> [YOUR INSTRUCTIONS] Return precisely the span of lines from the top of the material below to the line containing "boolean; name: string;", both included. Pictures are excluded.

INFORMATION SUPPLIED start

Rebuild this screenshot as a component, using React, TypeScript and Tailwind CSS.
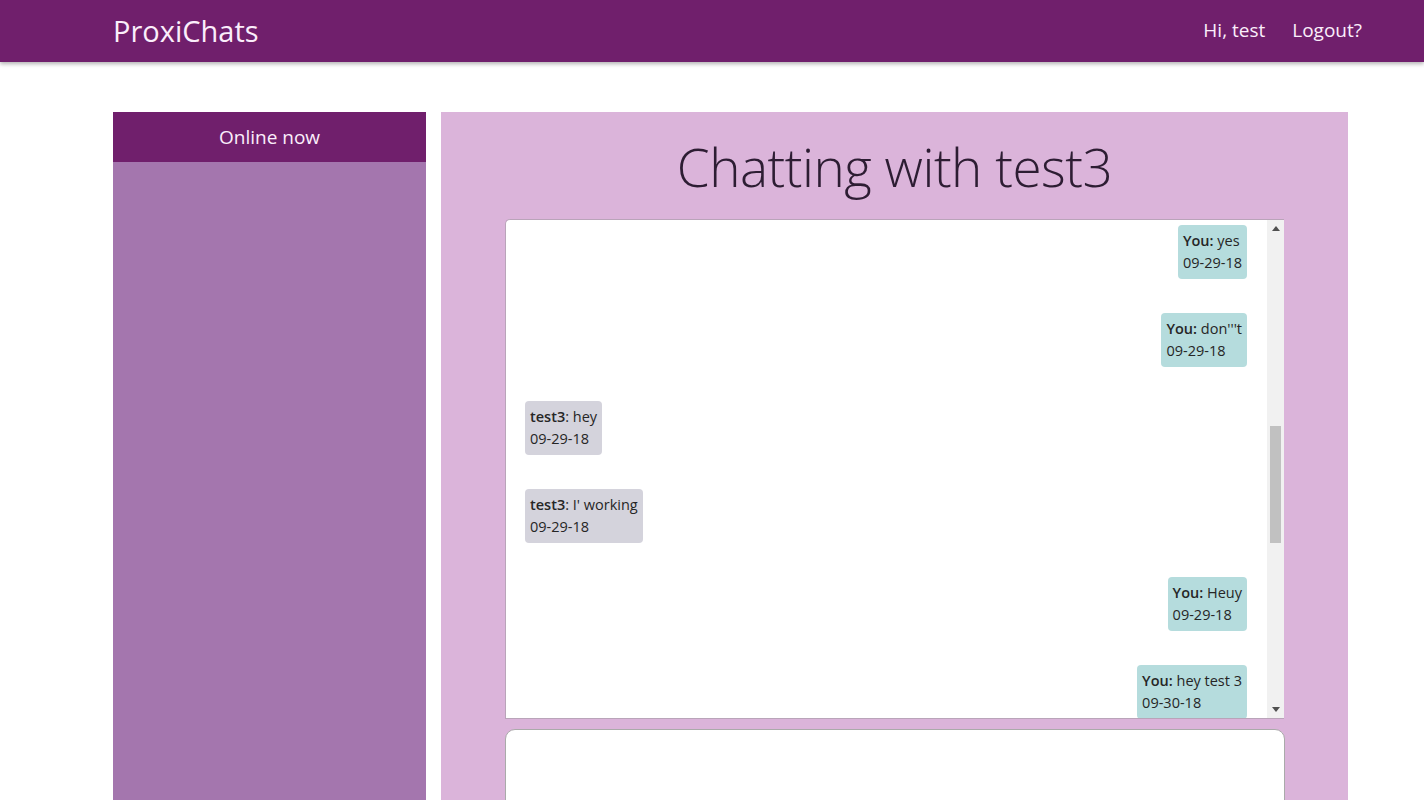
import React from "react";

type Msg = { me: boolean; name: string; text: string; date: string };

const msgs: Msg[] = [
  { me: true, name: "You:", text: "yes", date: "09-29-18" },
  { me: true, name: "You:", text: "don'''t", date: "09-29-18" },
  { me: false, name: "test3", text: ": hey", date: "09-29-18" },
  { me: false, name: "test3", text: ": I' working", date: "09-29-18" },
  { me: true, name: "You:", text: "Heuy", date: "09-29-18" },
  { me: true, name: "You:", text: "hey test 3", date: "09-30-18" },
];

export default function App() {
  return (
    <div
      className="bg-white overflow-hidden h-[800px]"
      style={{ fontFamily: '"Open Sans", "Noto Sans", sans-serif' }}
    >
      <nav className="h-[62px] bg-[#701f6c] shadow-[0_2px_4px_rgba(0,0,0,0.3)] flex items-center justify-between pl-[113px] pr-[62px] relative z-10">
        <span className="text-[#fbeefb] text-[29px] leading-none pb-[2px]">ProxiChats</span>
        <div className="flex items-center gap-[27px] text-[#fbeefb] text-[19px] pb-[2px]">
          <span>Hi, test</span>
          <span>Logout?</span>
        </div>
      </nav>

      <div className="ml-[113px] w-[1235px] mt-[50px] flex gap-[15px]">
        <aside className="w-[313px] h-[700px] bg-[#a476ae] flex flex-col">
          <div className="h-[50px] bg-[#701f6c] flex items-center justify-center text-[#fbeefb] text-[19px]">
            Online now
          </div>
        </aside>

        <main className="flex-1 h-[700px] bg-[#dbb4da] flex flex-col items-center">
          <h1 className="text-[#2d1d33] text-[53px] font-light tracking-[-0.5px] leading-none mt-[28px] mb-[26px] shrink-0">
            Chatting with test3
          </h1>
          <div className="w-[779px] h-[500px] shrink-0 bg-white border-t border-l border-b border-[#b9a4b9] rounded-tl-[5px] flex overflow-hidden">
            <div className="flex-1 overflow-hidden pl-[19px] pr-5 pt-[5px] flex flex-col gap-[34px]">
              {msgs.map((m, i) => (
                <div key={i} className={(m.me ? "flex justify-end" : "flex justify-start") + " shrink-0"}>
                  <div
                    className={
                      (m.me ? "bg-[#b5dcdd]" : "bg-[#d4d3dc]") +
                      " rounded-[4px] px-[5px] py-[5px] text-[14.5px] leading-[22px] text-[#262626] shrink-0"
                    }
                  >
                    <div className="whitespace-nowrap">
                      <span className="font-semibold">{m.name}</span>
                      {m.me ? " " + m.text : m.text}
                    </div>
                    <div>{m.date}</div>
                  </div>
                </div>
              ))}
            </div>
            <div className="w-[17px] bg-[#f1f1f1] flex flex-col items-center justify-between py-[6px] relative">
              <svg width="8" height="5" viewBox="0 0 8 5"><path d="M4 0L8 5H0z" fill="#505050" /></svg>
              <svg width="8" height="5" viewBox="0 0 8 5"><path d="M0 0H8L4 5z" fill="#505050" /></svg>
              <div className="absolute left-[3px] top-[206px] w-[11px] h-[117px] bg-[#c1c1c1]" />
            </div>
          </div>
          <div className="w-[780px] h-[100px] shrink-0 mt-[10px] bg-white border border-[#aaaaaa] rounded-t-[10px]" />
        </main>
      </div>
    </div>
  );
}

INFORMATION SUPPLIED end

> [FINISHED ANSWER]
Rebuild this screenshot as a component, using React, TypeScript and Tailwind CSS.
import React from "react";

type Msg = { me: boolean; name: string; text: string; date: string };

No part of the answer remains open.